December 2018 Housing Update
November 20, 2018
As you get ready for Thanksgiving, here is some news to think about in the December Housing Update.
- As Minneapolis seeks to find indoor places for the residents of the Franklin-Hiawatha Encampment to move, St. Paul also had an encampment that came to an end last week. Minnesota Public Radio talks about the encampment’s end and where some of the former residents have ended up.
- Speaking of encampments, Route Fifty Magazine looks at how four US Cities - Seattle, Los Angeles, Akron and Minneapolis - handle populations experiencing homelessness. The Franklin-Hiawatha Encampment is included in this story.
- The Franklin-Hiawatha Encampment is a stark reminder of the crisis of homelessness within the Native American population. An older article from the Guardian shows how the Wall of Forgotten Natives in Minneapolis is part of a larger nationwide problem.
- Minneapolis-St. Paul has a reputation of being a good place to live. But that “good life” is not so good for African Americans. The Twin Cities is rated the fourth worst place for African Americans in the United States. The report notes that the Twin Cites is still dealing with restrictive covenants that were in place in many parts of the metro area. “These policies still impact residential patterns today,” the report states. “The city is highly segregated by race and has some of the largest disparities in poverty, income, and homeownership between black and white residents of any U.S. metro area.”
- Minneapolis Mayor Jacob Frey launched a new initiative that would allow for more lawyers to do pro bono work to help defend renters in eviction cases.
- Earlier this year, we shared a story from Minnesota Public Radio about persons experiencing homelessness who sleep on light rail trains during the winter. As the winter returns, Metro Transit is looking for solutions to this issue.
- A group of formerly homeless persons in Minneapolis are behind a plan to build a community of tiny homes to house persons experiencing homeless and the housing insecure.
- It is difficult to pursue a college degree if you are dealing with finding shelter or a meal, but that is the reality for many college students. The Chronicle on Higher Education has an interactive report on the growing problem of food and housing insecurity among students.
- Why is it that cities that are considered “progressive” have acute housing problems? A San Francisco-based housing activist tries to find out.
- It’s always nice to see some bipartisanship come out of Washington, especially when it comes to housing. Senator Tim Kaine, a Democrat from Virginia, and Senator Orrin Hatch, a Republican from Utah, have introduced the Fair Housing Improvement Act of 2018. If passed, the legislation would build upon the Fair Housing Act of 1968, and would prohibit discrimination based on a variety of statuses, including “source of income and veteran status among the other anti-discriminatory factors, which include race or color, religion, sex, national origin, familial status, or disability.”
- Speaking of Washington, there are ways the federal government can make housing more affordable. Politico writer Katy O’Donnell offers six ways to alleviate the lack of affordable homes.

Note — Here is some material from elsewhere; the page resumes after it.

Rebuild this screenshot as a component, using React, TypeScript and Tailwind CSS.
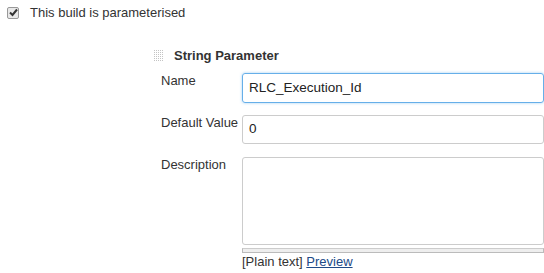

- Finally, the news about Amazon choosing its second headquarters (actually second and third headquarters) has already had an impact on affordable housing: the site chosen for the Amazon campus in New York was initially slated for up to 1500 units of affordable housing. A state senator who represents Long Island City where the Amazon HQ2 is to be built had this to say about the decision: “The fact that massive public subsidies are helping eliminate affordable housing units is just the latest reason this bad deal needs to be torn up and thrown away.”
That’s it for the December Affordable Homes Update. Happy Thanksgiving.